The instrumental music accompanying hat van plays a very important role, either in emphasizing important passages or creating contrasting effects, in any event enriching the content of the chant.

The main instrument used in hat van performance is the dan nguyet or moon-shaped lute, accompanied by the striking of the phách (a piece of wood or bamboo) marking the rhythm, xeng (clappers), trong chau (drum) and chieng (gong). The 16-stringed zither (dan tranh) and flute (sao) are also used in the recitation of certain poetry and sometimes the eight-sound band (dan bat am) is also used in certain ceremonies.
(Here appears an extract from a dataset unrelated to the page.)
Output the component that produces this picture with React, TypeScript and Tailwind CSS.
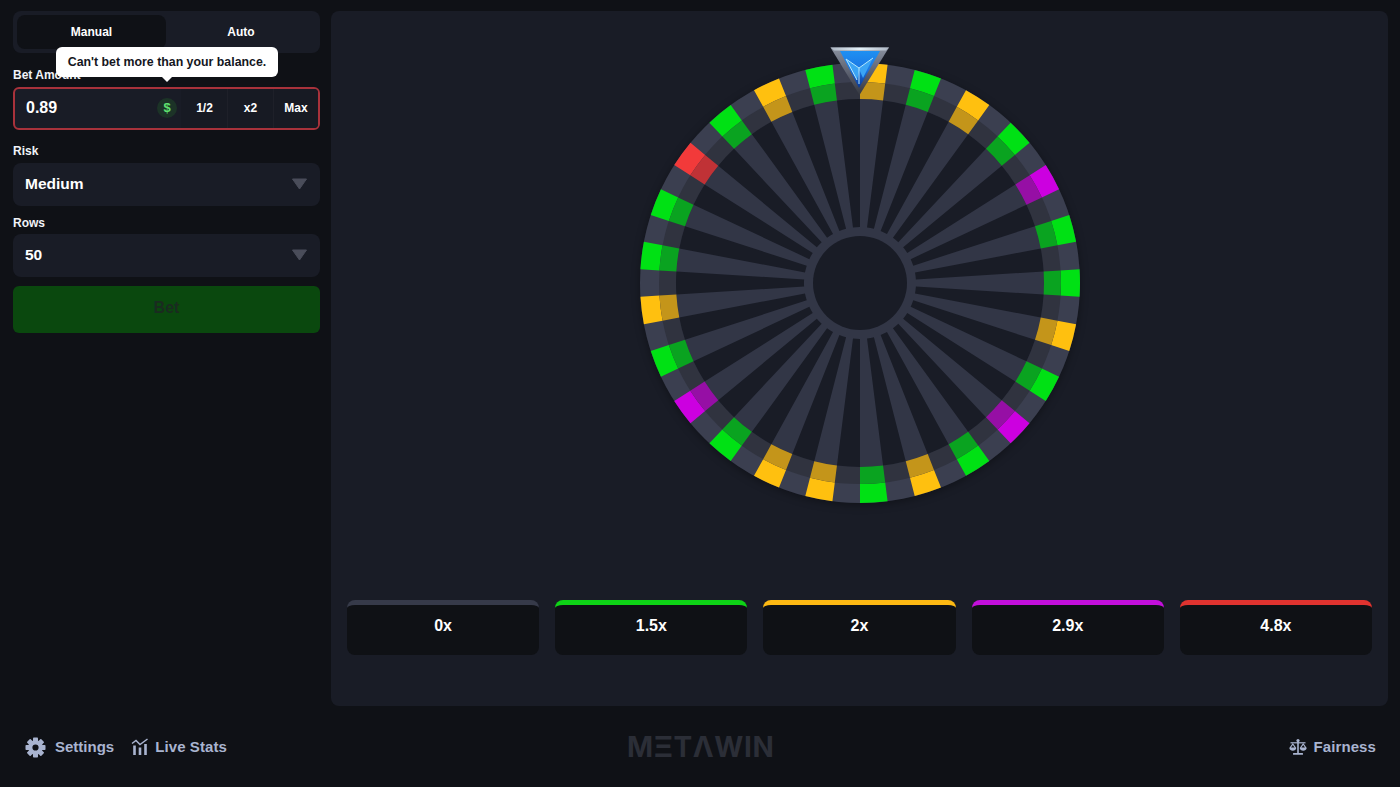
const font = "font-['Liberation_Sans',Arial,sans-serif]";

// every second slot of the wheel carries a colour, starting just right of the pointer
const COLORS: Record<string, [string, string]> = {
  g: ["#00e114", "#0aa320"],
  y: ["#ffc00f", "#c4951a"],
  p: ["#cc00e0", "#960fa5"],
  r: ["#f23a3a", "#c03236"],
};
const SEQ = ["y", "g", "y", "g", "p", "g", "g", "y", "g", "p", "g", "y", "g", "y", "y", "g", "p", "g", "y", "g", "g", "r", "g", "y", "g"];

const CX = 220;
const CY = 220;
const STEP = (Math.PI * 2) / 50;

function sector(i: number, r1: number, r2: number) {
  const a = i * STEP - Math.PI / 2;
  const b = a + STEP;
  const p = (r: number, t: number) => `${(CX + r * Math.cos(t)).toFixed(2)} ${(CY + r * Math.sin(t)).toFixed(2)}`;
  return `M${p(r1, a)} L${p(r2, a)} A${r2} ${r2} 0 0 1 ${p(r2, b)} L${p(r1, b)} A${r1} ${r1} 0 0 0 ${p(r1, a)}Z`;
}

function Wheel() {
  return (
    <div className="relative w-[440px] h-[440px] rounded-full shadow-[0_2px_8px_rgba(0,0,0,0.35)]">
      <svg width="440" height="440" viewBox="0 0 440 440" className="block">
        <circle cx={CX} cy={CY} r="220" fill="#3b3f50" />
        <circle cx={CX} cy={CY} r="201" fill="#30333f" />
        <circle cx={CX} cy={CY} r="184" fill="#323646" />
        {Array.from({ length: 25 }, (_, n) => (
          <path key={n} d={sector(n * 2 + 1, 56, 184)} fill="#191c26" />
        ))}
        {SEQ.map((c, n) => (
          <g key={n}>
            <path d={sector(n * 2, 201, 220)} fill={COLORS[c][0]} />
            <path d={sector(n * 2, 184, 201)} fill={COLORS[c][1]} />
          </g>
        ))}
        <circle cx={CX} cy={CY} r="47" fill="#191c26" />
      </svg>
      {/* pointer */}
      <svg width="60" height="50" viewBox="0 0 60 50" className="absolute left-[190px] top-[-17px]">
        <defs>
          <linearGradient id="rim" x1="0" y1="0" x2="0" y2="1">
            <stop offset="0" stopColor="#8a91a0" />
            <stop offset="0.6" stopColor="#565b69" />
            <stop offset="1" stopColor="#34373f" />
          </linearGradient>
          <linearGradient id="gem" x1="0" y1="0" x2="0" y2="1">
            <stop offset="0" stopColor="#1e90f2" />
            <stop offset="0.5" stopColor="#1a76e4" />
            <stop offset="1" stopColor="#0a3590" />
          </linearGradient>
          <linearGradient id="cap" x1="0" y1="0" x2="1" y2="0">
            <stop offset="0" stopColor="#aeb7c4" />
            <stop offset="0.5" stopColor="#e4f1f8" />
            <stop offset="1" stopColor="#aeb7c4" />
          </linearGradient>
        </defs>
        <path d="M0.5 1.5 L59 1.5 L29.5 49 Z" fill="url(#rim)" />
        <path d="M10 5 L50 5 L29 42 Z" fill="url(#gem)" />
        <path d="M0.5 1.5 L59 1.5 L56 4.5 L4 4.5 Z" fill="url(#cap)" />
        <path d="M16 13 L29 22 L43 12 L33 32 L29.5 24 L27 34 Z" fill="#3aa4f4" />
        <path d="M16 13 L29 22 L43 12 M29 22 V38 M16 13 L27 34" fill="none" stroke="#b4e8fc" strokeWidth="1" />
      </svg>
    </div>
  );
}

function Caret() {
  return (
    <svg width="17" height="12" viewBox="0 0 17 12">
      <path d="M1.5 1 H15.5 L8.5 11 Z" fill="#4a4d5a" stroke="#4a4d5a" strokeWidth="1" strokeLinejoin="round" />
    </svg>
  );
}

function Select({ value }: { value: string }) {
  return (
    <div className="h-[43px] rounded-lg bg-[#191c26] flex items-center justify-between pl-3 pr-3 pb-[1px] text-[15.5px] font-bold text-white">
      <span>{value}</span>
      <Caret />
    </div>
  );
}

function Label({ children }: { children: string }) {
  return <div className="text-xs font-bold text-[#f1f3f8] leading-[14px]">{children}</div>;
}

function Multiplier({ value, color }: { value: string; color: string }) {
  return (
    <div className="flex-1 h-[55px] pb-2 rounded-lg bg-[#0f1115] border-t-[5px] flex items-center justify-center text-base font-bold text-white" style={{ borderTopColor: color }}>
      {value}
    </div>
  );
}

function LiveStatsIcon() {
  return (
    <svg width="18" height="18" viewBox="0 0 18 18" fill="none" stroke="#a9b4d0">
      <path d="M1 5.5 L5 2.5 L9 6.5 L16.5 1" strokeWidth="1.5" />
      <path d="M3.5 7.5 V17 M9 9.5 V17 M14.5 6 V17" strokeWidth="2.6" />
    </svg>
  );
}

function GearIcon() {
  const teeth = [0, 45, 90, 135, 180, 225, 270, 315];
  return (
    <svg width="21" height="21" viewBox="0 0 21 21" fill="#a9b4d0">
      {teeth.map((t) => (
        <rect key={t} x="8" y="0.5" width="5" height="5" rx="0.8" transform={`rotate(${t} 10.5 10.5)`} />
      ))}
      <path fillRule="evenodd" d="M10.5 3.2a7.3 7.3 0 1 0 0 14.6a7.3 7.3 0 1 0 0-14.6Z M10.5 7.4a3.1 3.1 0 1 1 0 6.2a3.1 3.1 0 1 1 0-6.2Z" />
    </svg>
  );
}

function ScaleIcon() {
  return (
    <svg width="18" height="18" viewBox="0 0 18 18" fill="#a9b4d0">
      <circle cx="9" cy="2.6" r="1.6" />
      <rect x="8.2" y="3" width="1.6" height="12" />
      <rect x="4" y="15" width="10" height="1.7" rx="0.5" />
      <path d="M1.5 4.2 H16.5 V5.4 H1.5 Z" />
      <path d="M0.3 10 A3.6 3.6 0 0 0 7.3 10 L3.8 5 Z M2 9.6 L3.8 7 L5.6 9.6 Z" fillRule="evenodd" />
      <path d="M10.7 10 A3.6 3.6 0 0 0 17.7 10 L14.2 5 Z M12.4 9.6 L14.2 7 L16 9.6 Z" fillRule="evenodd" />
    </svg>
  );
}

export default function App() {
  return (
    <div className={`${font} w-full h-screen bg-[#0f1116] flex flex-col overflow-hidden`}>
      <div className="flex h-[706px] pt-[11px] pl-[13px] pr-3 gap-[11px]">
        {/* Sidebar */}
        <aside className="w-[307px] shrink-0 flex flex-col">
          <div className="relative h-[42px] rounded-lg bg-[#191c26] p-1 flex text-xs font-bold text-white">
            <div className="w-[149px] rounded-lg bg-[#0f1116] flex items-center justify-center">Manual</div>
            <div className="flex-1 flex items-center justify-center">Auto</div>
            <div className="absolute left-[43px] top-9 z-10 w-[222px] h-[30px] rounded-md bg-white text-[12.35px] text-[#14161d] flex items-center justify-center whitespace-nowrap">
              Can't bet more than your balance.
              <span className="absolute left-[105px] bottom-[-5px] w-0 h-0 border-x-[6px] border-x-transparent border-t-[6px] border-t-white" />
            </div>
          </div>
          <div className="mt-[15px] mb-[5px]">
            <Label>Bet Amount</Label>
          </div>
          <div className="h-[43px] rounded-md border-2 border-[#a8323b] bg-[#191c26] flex items-stretch text-xs font-bold text-white overflow-hidden">
            <div className="flex-1 flex items-center justify-between pl-[11px] pr-[4px] pb-[2px] text-base">
              <span>0.89</span>
              <span className="w-[20px] h-[20px] rounded-full bg-[#1c3327] flex items-center justify-center text-[13px] text-[#5fe06f]">$</span>
            </div>
            <div className="w-[46px] pl-[1px] pb-[2px] bg-[#171a23] flex items-center justify-center">1/2</div>
            <div className="w-[46px] pb-[2px] bg-[#171a23] border-l border-[#1e2029] flex items-center justify-center">x2</div>
            <div className="w-[45px] pb-[2px] bg-[#171a23] border-l border-[#1e2029] flex items-center justify-center">Max</div>
          </div>
          <div className="mt-[14px] mb-[5px]">
            <Label>Risk</Label>
          </div>
          <Select value="Medium" />
          <div className="mt-[10px] mb-[4px]">
            <Label>Rows</Label>
          </div>
          <Select value="50" />
          <div className="mt-[9px] h-[47px] pb-[3px] rounded-md bg-[#0a480e] flex items-center justify-center text-base font-bold text-[#1a2b20]">Bet</div>
        </aside>

        {/* Game panel */}
        <main className="flex-1 rounded-lg bg-[#191c26] flex flex-col items-center pt-[52px] px-4">
          <Wheel />
          <div className="w-full mt-[97px] flex gap-4">
            <Multiplier value="0x" color="#363a49" />
            <Multiplier value="1.5x" color="#0ed316" />
            <Multiplier value="2x" color="#fdb913" />
            <Multiplier value="2.9x" color="#c30fdb" />
            <Multiplier value="4.8x" color="#e0332f" />
          </div>
        </main>
      </div>

      {/* Footer */}
      <footer className="flex-1 flex items-center justify-between pl-[25px] pr-6 pt-[1px] text-[15px] font-bold text-[#a9b4d0] relative">
        <div className="flex items-center">
          <GearIcon />
          <span className="ml-[9px]">Settings</span>
          <span className="ml-[17px]"><LiveStatsIcon /></span>
          <span className="ml-[6px] tracking-[0.1px]">Live Stats</span>
        </div>
        <div className="absolute left-[627px] text-[28px] leading-none font-bold text-[#2b2e37] tracking-[0.6px] font-['Inter',sans-serif]">MΞTΛWIN</div>
        <div className="flex items-center">
          <ScaleIcon />
          <span className="ml-[7px] tracking-[0.1px]">Fairness</span>
        </div>
      </footer>
    </div>
  );
}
Hát Chầu Văn has acquired over centuries both learned and folksy characteristics and has proven to be a strong attraction to musicologists at home and abroad.

The dress worn by hat van singers, based on the cult of the "four palaces", includes a red robe for the cult of the "heavenly palace", a yellow robe for the "underground palace", a green robe for the "musical palace" and a white robe for the “aquatic palace". The style of the robe and the headgear is related to the rank of the supernatural being honoured in the act of worship. Over time, the style of the costume may vary but the rules about the colours have remained unchanged.
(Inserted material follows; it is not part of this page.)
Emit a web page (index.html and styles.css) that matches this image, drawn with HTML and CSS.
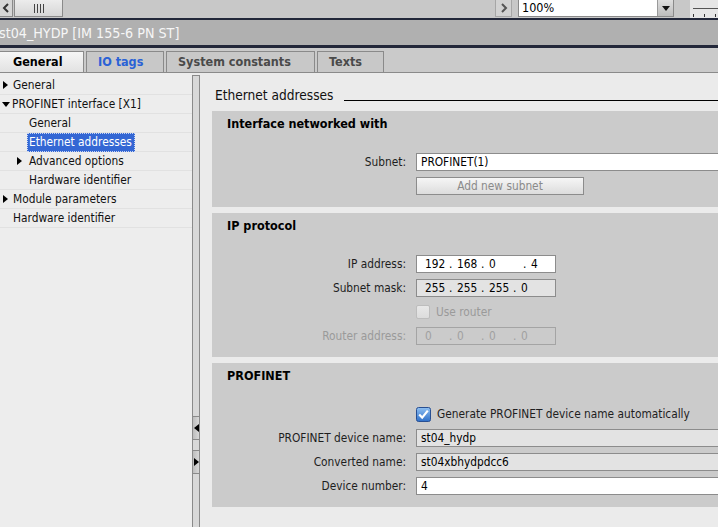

The art of hat van originated in the Red River Delta and dates back to the 16th century, later spreading to the whole country. It has also adopted the essential beauty of folk songs from the uplands and highlands of the North, Center and South.

Hát Chầu Văn in North Vietnam

In the North, a ceremony always began with a mass to invite deities to come. The master of the ceremony (cung văn) read a petition and said some incantations to the underworld. After the invitation to the spirits, the person, frequently a woman, who was going to be become the speaker for the spirits sat on a mat in front of the altar. When the spirit had not yet seized the person, the cung văn and the orchestra played together to encourage the spirit to distrain the person.
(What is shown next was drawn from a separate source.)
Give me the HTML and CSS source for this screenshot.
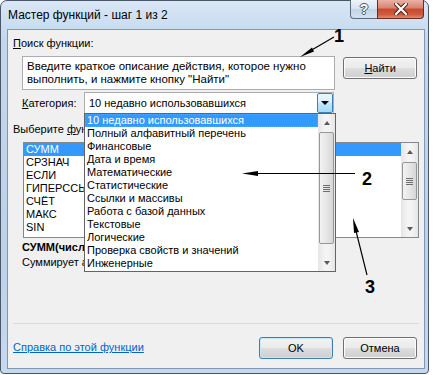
FILE: index.html
```html
<!DOCTYPE html>
<html lang="ru">
<head>
    <meta charset="UTF-8">
    <title>Мастер функций - шаг 1 из 2</title>
    <link rel="stylesheet" href="styles.css">
</head>
<body>
    <div class="dialog">
        <div class="titlebar">
            <span class="title">Мастер функций - шаг 1 из 2</span>
            <div class="caption-buttons">
                <span class="cap help">?</span>
                <span class="cap close">
                    <svg width="14" height="12" viewBox="0 0 14 12">
                        <path d="M2 1 L12 11 M12 1 L2 11" stroke="#4a2018" stroke-width="4.2" stroke-linecap="square"/>
                        <path d="M2 1 L12 11 M12 1 L2 11" stroke="#ffffff" stroke-width="2.2" stroke-linecap="square"/>
                    </svg>
                </span>
            </div>
        </div>

        <div class="client">
            <div class="label"><u>П</u>оиск функции:</div>

            <div class="search-row">
                <div class="textbox">Введите краткое описание действия, которое нужно выполнить, и нажмите кнопку "Найти"</div>
                <button class="btn find-btn"><u>Н</u>айти</button>
            </div>

            <div class="category-row">
                <span class="category-label"><u>К</u>атегория:</span>
                <div class="combo">
                    <span class="combo-text">10 недавно использовавшихся</span>
                    <span class="drop-btn"></span>
                </div>
            </div>

            <div class="label label-gap">Выберите <u>ф</u>ункцию:</div>

            <div class="listbox">
                <div class="items">
                    <div class="item selected">СУММ</div>
                    <div class="item">СРЗНАЧ</div>
                    <div class="item">ЕСЛИ</div>
                    <div class="item">ГИПЕРССЫЛКА</div>
                    <div class="item">СЧЁТ</div>
                    <div class="item">МАКС</div>
                    <div class="item">SIN</div>
                </div>
                <div class="scrollbar small">
                    <span class="arrow up"></span>
                    <div class="track"><div class="thumb"><span class="grip"></span></div></div>
                    <span class="arrow down"></span>
                </div>
            </div>

            <div class="signature">СУММ(число1;число2;...)</div>
            <div class="desc">Суммирует аргументы.</div>

            <div class="spacer"></div>
            <div class="separator"></div>

            <div class="footer">
                <a href="#" class="help-link">Справка по этой функции</a>
                <div class="buttons">
                    <button class="btn default">OK</button>
                    <button class="btn">Отмена</button>
                </div>
            </div>

            <!-- раскрытый список категорий поверх окна -->
            <div class="dropdown">
                <div class="items">
                    <div class="item selected focused">10 недавно использовавшихся</div>
                    <div class="item">Полный алфавитный перечень</div>
                    <div class="item">Финансовые</div>
                    <div class="item">Дата и время</div>
                    <div class="item">Математические</div>
                    <div class="item">Статистические</div>
                    <div class="item">Ссылки и массивы</div>
                    <div class="item">Работа с базой данных</div>
                    <div class="item">Текстовые</div>
                    <div class="item">Логические</div>
                    <div class="item">Проверка свойств и значений</div>
                    <div class="item">Инженерные</div>
                </div>
                <div class="scrollbar large">
                    <span class="arrow up"></span>
                    <div class="track"><div class="thumb"><span class="grip"></span></div></div>
                    <span class="arrow down"></span>
                </div>
            </div>
        </div>

        <!-- выноски 1, 2, 3 -->
        <svg class="callouts" width="430" height="374" viewBox="0 0 430 374">
            <g stroke="#000" stroke-width="1.2">
                <line x1="334" y1="37" x2="310" y2="51"/>
                <line x1="355" y1="173.5" x2="256" y2="173.5"/>
                <line x1="367" y1="275" x2="356" y2="231"/>
            </g>
            <g fill="#000">
                <polygon points="300,57 312,47.5 314,51.5"/>
                <polygon points="242,173.5 258,171 258,176"/>
                <polygon points="353,218 354,233 359,232"/>
            </g>
            <g class="callout-num">
                <text x="334" y="42">1</text>
                <text x="362" y="185">2</text>
                <text x="365" y="293">3</text>
            </g>
        </svg>
    </div>
</body>
</html>
```

FILE: styles.css
```css
/* общие */
body {
    margin: 0;
    background: #ffffff;
    font-family: "Liberation Sans", Arial, sans-serif;
    font-size: 11px;
    color: #000000;
}

u {
    text-decoration: underline;
    text-underline-offset: 1px;
}

/* рамка окна */
.dialog {
    position: relative;
    width: 429px;
    height: 374px;
    box-sizing: border-box;
    border: 1px solid #4b5766;
    border-radius: 7px 7px 4px 4px;
    padding: 0 3px 4px 6px;
    background: linear-gradient(#d9e7f6, #c3d7ee 40px, #bcd2ea 70%, #c5d9ef);
    display: flex;
    flex-direction: column;
}

.titlebar {
    height: 28px;
    display: flex;
    justify-content: space-between;
    align-items: flex-start;
}

.title {
    margin-top: 7px;
    margin-left: 1px;
    font-size: 12px;
    line-height: 15px;
}

.caption-buttons {
    display: flex;
    margin-top: -1px;
    margin-right: 1px;
}

.cap {
    height: 19px;
    box-sizing: border-box;
    border: 1px solid #5a6a80;
    border-top: none;
    display: flex;
    align-items: center;
    justify-content: center;
}

.help {
    width: 27px;
    border-radius: 0 0 0 4px;
    border-right: none;
    background: linear-gradient(#edf3fa, #d6e2ef 50%, #c3d3e6 51%, #d3e1ef);
    color: #ffffff;
    font-weight: bold;
    font-size: 14px;
    text-shadow: 1px 0 #445266, -1px 0 #445266, 0 1px #445266, 0 -1px #445266;
}

.close {
    width: 47px;
    border-radius: 0 0 4px 0;
    border-color: #6b2a22;
    background: linear-gradient(#eab2a6, #d9826f 45%, #c7482f 50%, #cf5a3e 80%, #e08d6a);
}

/* клиентская область */
.client {
    position: relative;
    flex: 1;
    border: 1px solid #8196b0;
    background: #f0f0f0;
    display: flex;
    flex-direction: column;
    padding: 6px 7px 9px 5px;
}

.label {
    line-height: 15px;
}

.label-gap {
    margin-top: 8px;
}

.search-row {
    display: flex;
    align-items: flex-start;
    margin-top: 5px;
    padding-left: 9px;
}

.textbox {
    width: 314px;
    height: 34px;
    box-sizing: border-box;
    border: 1px solid #abadb3;
    background: #ffffff;
    padding: 3px 4px;
    line-height: 13px;
    font-size: 11.5px;
}

.btn {
    width: 74px;
    height: 22px;
    box-sizing: border-box;
    border: 1px solid #707070;
    border-radius: 3px;
    background: linear-gradient(#f2f2f2, #ebebeb 50%, #dddddd 51%, #cfcfcf);
    font-family: inherit;
    font-size: 11px;
    color: #000000;
    padding: 0;
    box-shadow: inset 0 0 0 1px #fcfcfc;
}

.find-btn {
    margin-left: 8px;
    margin-top: 1px;
}

.category-row {
    display: flex;
    align-items: center;
    margin-top: 2px;
    padding-left: 9px;
}

.category-label {
    width: 62px;
}

.combo {
    width: 250px;
    height: 22px;
    box-sizing: border-box;
    border: 1px solid #abadb3;
    background: #ffffff;
    display: flex;
    align-items: center;
    justify-content: space-between;
    padding-left: 4px;
}

.drop-btn {
    position: relative;
    width: 16px;
    height: 20px;
    box-sizing: border-box;
    border: 1px solid #3c7fb1;
    border-radius: 2px;
    background: linear-gradient(#eaf6fd, #d9f0fc 45%, #bee6fd 50%, #a7d9f5);
}

.drop-btn::after {
    content: "";
    position: absolute;
    left: 3px;
    top: 7px;
    border-left: 4px solid transparent;
    border-right: 4px solid transparent;
    border-top: 4px solid #000000;
}

/* списки */
.listbox {
    width: 396px;
    height: 96px;
    box-sizing: border-box;
    margin-top: 5px;
    margin-left: 10px;
    border: 1px solid #828790;
    background: #ffffff;
    display: flex;
}

.items {
    flex: 1;
    overflow: hidden;
}

.item {
    height: 13px;
    line-height: 13px;
    padding-left: 2px;
    white-space: nowrap;
}

.item.selected {
    background: #3399ff;
    color: #ffffff;
}

.item.focused {
    box-sizing: border-box;
    border: 1px dotted #d88a3c;
    line-height: 11px;
    padding-left: 1px;
}

.scrollbar {
    width: 17px;
    display: flex;
    flex-direction: column;
    background: linear-gradient(90deg, #e6e6e6, #f4f4f4 40%, #f4f4f4 60%, #e6e6e6);
}

.arrow {
    height: 17px;
    display: flex;
    align-items: center;
    justify-content: center;
}

.arrow::after {
    content: "";
    border-left: 3.5px solid transparent;
    border-right: 3.5px solid transparent;
}

.arrow.up::after {
    border-bottom: 4px solid #5a5a5a;
}

.arrow.down::after {
    border-top: 4px solid #5a5a5a;
}

.track {
    flex: 1;
}

.thumb {
    margin: 0 1px;
    box-sizing: border-box;
    border: 1px solid #979797;
    border-radius: 2px;
    background: linear-gradient(90deg, #f2f2f2, #e6e6e6 50%, #d6d6d6);
    display: flex;
    align-items: center;
    justify-content: center;
}

.grip {
    width: 7px;
    height: 7px;
    background: repeating-linear-gradient(#6e6e6e 0 1px, transparent 1px 2px);
}

.small .thumb {
    margin-top: 2px;
    height: 38px;
}

.large .thumb {
    margin-top: 1px;
    height: 112px;
}

.signature {
    margin-top: 2px;
    margin-left: 9px;
    font-weight: bold;
    line-height: 15px;
}

.desc {
    margin-left: 9px;
    line-height: 15px;
}

.spacer {
    flex: 1;
}

.separator {
    height: 1px;
    margin-right: -2px;
    background: #d5dbe1;
    margin-bottom: 13px;
}

.footer {
    display: flex;
    justify-content: space-between;
    align-items: flex-start;
}

.help-link {
    color: #0066cc;
    line-height: 15px;
    margin-top: 3px;
}

.buttons {
    display: flex;
    gap: 10px;
}

.btn.default {
    border-color: #3c7fb1;
    box-shadow: inset 0 0 0 1px #c5e7fb;
}

/* раскрытый список */
.dropdown {
    position: absolute;
    left: 76px;
    top: 83px;
    width: 252px;
    height: 159px;
    box-sizing: border-box;
    border: 1px solid #646464;
    background: #ffffff;
    display: flex;
}

/* выноски */
.callouts {
    position: absolute;
    left: -1px;
    top: -1px;
    pointer-events: none;
}

.callout-num {
    font-family: "Liberation Sans", Arial, sans-serif;
    font-weight: bold;
    font-size: 18px;
}
```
The lyrics in Hát Chầu Văn were strongly emphasized. The cung văn not only had a good voice and knew how to play musical instruments, but he also knew how to give compliments at the right time and in the proper situation.

Finally the distrained person let the cung văn know by a certain gesture that she had already been seized. When a distrained person was seized, a fairylike life began: a life full of flowers and butterflies like those of te spirits. However, sometimes when te spirits were in a sad mood, the songs and melodies also changed to fit the situation.

Hát Chầu Văn in Central Vietnam

One significant aspect of Hát Chầu Văn in Central Vietnam is that people serve as distrained persons en masse, sometimes five persons participated in the same ceremony.

Every year, a festival of distrained people was organized in the Hòn Chén Palace near Huế. This palace is located on the bank of the Hương River, and because of the outsize number of participants, they had to celebrate the ceremony on their boats. The river was crowded with thousands of boats, thousands of people dressed in colorful clothes, dancing to the offering music in an atmosphere full of incense and scent of offering fruits and flowers. Hát Chầu Văn adopted even the tunes of the Music of the Court Banquet.

Hát Chầu Văn in Central Vietnam is generally more prosperous than Hát Chầu Văn in the North. The melodies lie in many different pentatonics, the rythm is far more complicated than that of the North.

Hát Chầu Văn in South Vietnam

Hát Chầu Văn, also called Hát Bóng, in the South follows the same pattern of Hát Chầu Văn in the North and Center. Some of the tunes are influenced by the classical music of the South.